GIVEN INSTRUCTION ::
Write out the material again exactly, please, and omit the pictures.
>> start
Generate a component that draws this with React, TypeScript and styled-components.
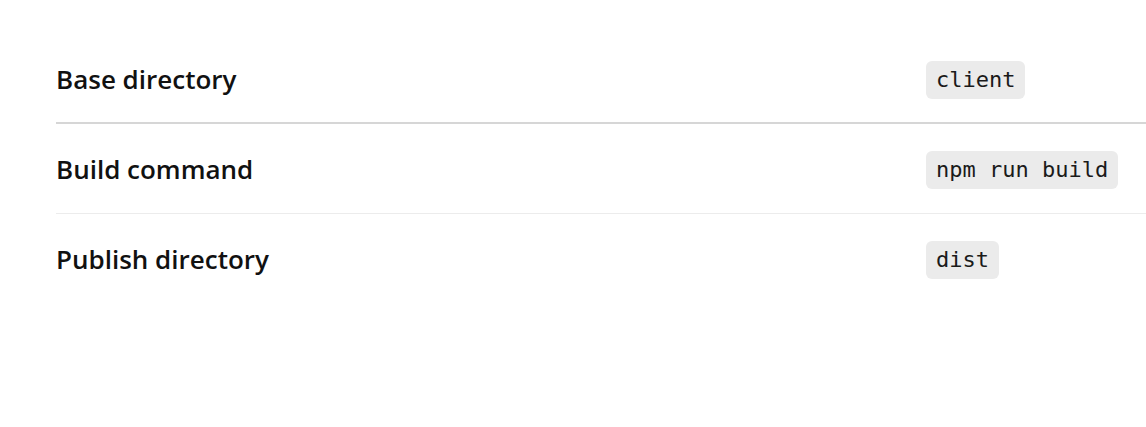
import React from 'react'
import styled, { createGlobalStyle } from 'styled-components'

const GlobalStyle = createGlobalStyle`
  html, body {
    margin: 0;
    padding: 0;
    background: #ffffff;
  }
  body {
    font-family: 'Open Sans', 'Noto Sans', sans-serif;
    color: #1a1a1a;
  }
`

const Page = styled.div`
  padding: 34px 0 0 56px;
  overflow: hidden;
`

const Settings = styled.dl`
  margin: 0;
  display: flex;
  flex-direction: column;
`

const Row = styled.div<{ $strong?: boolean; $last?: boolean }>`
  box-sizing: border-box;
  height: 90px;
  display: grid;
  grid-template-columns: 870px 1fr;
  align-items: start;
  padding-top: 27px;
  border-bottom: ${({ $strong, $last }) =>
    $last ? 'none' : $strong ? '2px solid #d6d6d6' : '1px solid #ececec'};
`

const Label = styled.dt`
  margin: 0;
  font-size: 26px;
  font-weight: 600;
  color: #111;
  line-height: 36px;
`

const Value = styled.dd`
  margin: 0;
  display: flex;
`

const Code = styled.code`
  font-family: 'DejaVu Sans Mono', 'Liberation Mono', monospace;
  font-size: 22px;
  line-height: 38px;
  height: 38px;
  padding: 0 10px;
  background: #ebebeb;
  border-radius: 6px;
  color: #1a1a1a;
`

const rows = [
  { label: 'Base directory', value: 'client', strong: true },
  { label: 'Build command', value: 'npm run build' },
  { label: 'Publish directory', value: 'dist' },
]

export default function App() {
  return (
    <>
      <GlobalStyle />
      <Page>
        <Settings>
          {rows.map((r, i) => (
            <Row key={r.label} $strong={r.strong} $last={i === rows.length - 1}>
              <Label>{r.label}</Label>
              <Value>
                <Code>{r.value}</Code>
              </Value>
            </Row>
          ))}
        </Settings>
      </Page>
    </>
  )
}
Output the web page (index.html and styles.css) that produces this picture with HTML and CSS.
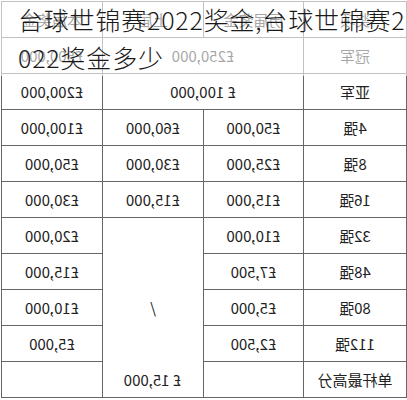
>> end
WRITTEN ANSWER ::
Generate a component that draws this with React, TypeScript and styled-components.
import React from 'react'
import styled, { createGlobalStyle } from 'styled-components'

const GlobalStyle = createGlobalStyle`
  html, body {
    margin: 0;
    padding: 0;
    background: #ffffff;
  }
  body {
    font-family: 'Open Sans', 'Noto Sans', sans-serif;
    color: #1a1a1a;
  }
`

const Page = styled.div`
  padding: 34px 0 0 56px;
  overflow: hidden;
`

const Settings = styled.dl`
  margin: 0;
  display: flex;
  flex-direction: column;
`

const Row = styled.div<{ $strong?: boolean; $last?: boolean }>`
  box-sizing: border-box;
  height: 90px;
  display: grid;
  grid-template-columns: 870px 1fr;
  align-items: start;
  padding-top: 27px;
  border-bottom: ${({ $strong, $last }) =>
    $last ? 'none' : $strong ? '2px solid #d6d6d6' : '1px solid #ececec'};
`

const Label = styled.dt`
  margin: 0;
  font-size: 26px;
  font-weight: 600;
  color: #111;
  line-height: 36px;
`

const Value = styled.dd`
  margin: 0;
  display: flex;
`

const Code = styled.code`
  font-family: 'DejaVu Sans Mono', 'Liberation Mono', monospace;
  font-size: 22px;
  line-height: 38px;
  height: 38px;
  padding: 0 10px;
  background: #ebebeb;
  border-radius: 6px;
  color: #1a1a1a;
`

const rows = [
  { label: 'Base directory', value: 'client', strong: true },
  { label: 'Build command', value: 'npm run build' },
  { label: 'Publish directory', value: 'dist' },
]

export default function App() {
  return (
    <>
      <GlobalStyle />
      <Page>
        <Settings>
          {rows.map((r, i) => (
            <Row key={r.label} $strong={r.strong} $last={i === rows.length - 1}>
              <Label>{r.label}</Label>
              <Value>
                <Code>{r.value}</Code>
              </Value>
            </Row>
          ))}
        </Settings>
      </Page>
    </>
  )
}
Output the web page (index.html and styles.css) that produces this picture with HTML and CSS.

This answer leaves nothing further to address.